С развитием наступления в Северной Таврии становилось очевидным, что пополнение продовольственных запасов (если считать эту цель главным мотивом «выхода из Крыма») утратило актуальность. В противном случае армии следовало бы воспользоваться лишь богатыми запасами зерна, сосредоточенными в элеваторах портовых городов Скадовска и Геническа, и незамедлительно «вернуться за Перекоп». Однако наступление продолжалось. 5 июля 1920 г. в развернутом интервью Н. Н. Чебышеву (представлявшему газету «Великая Россия») Врангель с уверенностью говорил уже об общеевропейском значении проводимых операций. Следуя, в сущности, тезисам политической программы еще 1919 года. «Борьба неизбежна…, пока в России не установится настоящая государственная власть любого настроения, но такая, которая будет основана на освященных вековыми исканиями человеческой мысли началах законности, обеспеченности личных и имущественных прав, на началах уважения к международным обязательствам… История когда-нибудь оценит самоотречение и труды горсти русских людей в Крыму, которые в полном одиночестве, на последнем клочке русской земли, боролись за устои счастья человеческого, за отдаленные очаги европейской культуры. Дело Русской армии в Крыму – великое освободительное движение. Это Священная война за свободу и право».
Здесь же Врангель снова подчеркнул смысл термина «Хозяин», использованного им еще в майском воззвании «К Русским людям». Вполне определенно им указывалось на необходимость всероссийского волеизъявления применительно к основным принципам государственного строительства, и в этом смысле фактически провозглашался все тот же лозунг «непредрешения». «Слову «Хозяин» посчастливилось… Хозяин – это сам русский народ. Как он захочет, так и должна устроиться страна. Если он пожелает иметь монарха, Россия будет монархией. Если он признает полезной для себя республику – будет республика… Я беспрекословно подчиняюсь голосу русской земли». Одновременно с этим Главком коснулся и т. н. «еврейского вопроса», отметив очевидную связь происходивших на Юге России погромов с катастрофическим падением общественного правосознания: «Всякое погромное движение… я считаю государственным бедствием и буду с ними бороться всеми имеющимися у меня средствами. Всякий погром разлагает армию… Утром они громят евреев, а к вечеру будут громить остальное мирное население… В стране, где анархия и произвол, где неприкосновенность личности и собственности ставится ни во что, открыт простор для насильственных выступлений одной части населения против другой».

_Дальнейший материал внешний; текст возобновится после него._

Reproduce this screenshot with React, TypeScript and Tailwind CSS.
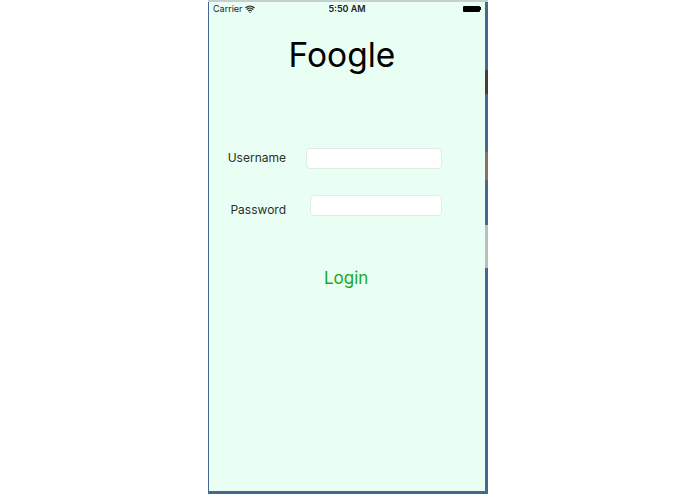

Немало способствовали росту общероссийских настроений перспективы признания «правительства Вооруженных Сил Юга России де-факто» со стороны Франции и, как на это надеялись в Таврии, со стороны других иностранных государств. В военно-стратегическом отношении Главному Командованию становилась ясной невозможность дальнейшего развития операций без опоры на сопредельные с Таврией южнорусские территории. Наиболее близкими и перспективными (с точки зрения пополнения армии и поддержки со стороны населения) направлениями считались Дон и Кубань. Туда стали готовиться десантные подразделения, призванные стать основой для последующего развертывания в казачьи полки и дивизии. Все вышеприведенные обстоятельства стимулировали подготовку к заключению более прочного военно-политического союза с казачеством, влияли на интенсивную разработку оптимальной модели государственного устройства на белом Юге. Врангель считал, что «для заключения соглашения с казаками обстановка была благоприятной…; чувствуя недоверие в строевых частях, находясь в полной зависимости от Правительства Юга России, атаманы и их правительства всячески искали сближения с Главным Командованием. Донской атаман генерал Богаевский и терский – генерал Вдовенко были сами по себе чужды «самостийности». Они лишь не имели ни широкого государственного кругозора, ни должной силы характера, чтобы бороться с демагогией казачьих политиков» [320] .
320
Врангель П. Н. Указ. соч., ч. 2, с. 121, 123–124.
Важнейшим звеном в процессе создания политических структур в белой Таврии стал договор, официально озаглавленный как «Соглашение между Правителем и Главнокомандующим Вооруженными Силами на Юге России и Атаманами и правительствами Дона, Кубани и Терека и Астрахани», торжественно заключенный 22 июля 1920 г. в Севастополе. Новое Соглашение основывалось на преемственности и «развитии Соглашения от 2 апреля». Главное в новом Соглашении – попытка максимально подробно разработать пределы полномочий власти Главного Командования и казачьих государственных образований. В новом тексте первым же пунктом гарантировалось: «Государственным образованиям Дона, Кубани, Терека и Астрахани обеспечивается полная независимость в их внутреннем устройстве и управлении». Вторым пунктом реорганизовывалась структура Совета Начальников Управлений при Правителе и Главнокомандующем. В Совет вводились «с правом решающего голоса по всем вопросам» Председатели Правительств Государственных Образований Дона, Кубани, Терека и Астрахани или заменяющие их Члены сих Правительств». Третий пункт несколько изменял систему управления вооруженными силами применительно к казачьим частям. Подтверждался уже общепринятый принцип, согласно которому «Главнокомандующему присваивается полнота власти над всеми вооруженными силами Государственных Образований Дона, Кубани, Терека и Астрахани», но при этом делалось важное дополнение, утверждавшее, что военная власть Главкома распространяется «как в оперативном отношении, так и по принципиальным вопросам организации армии».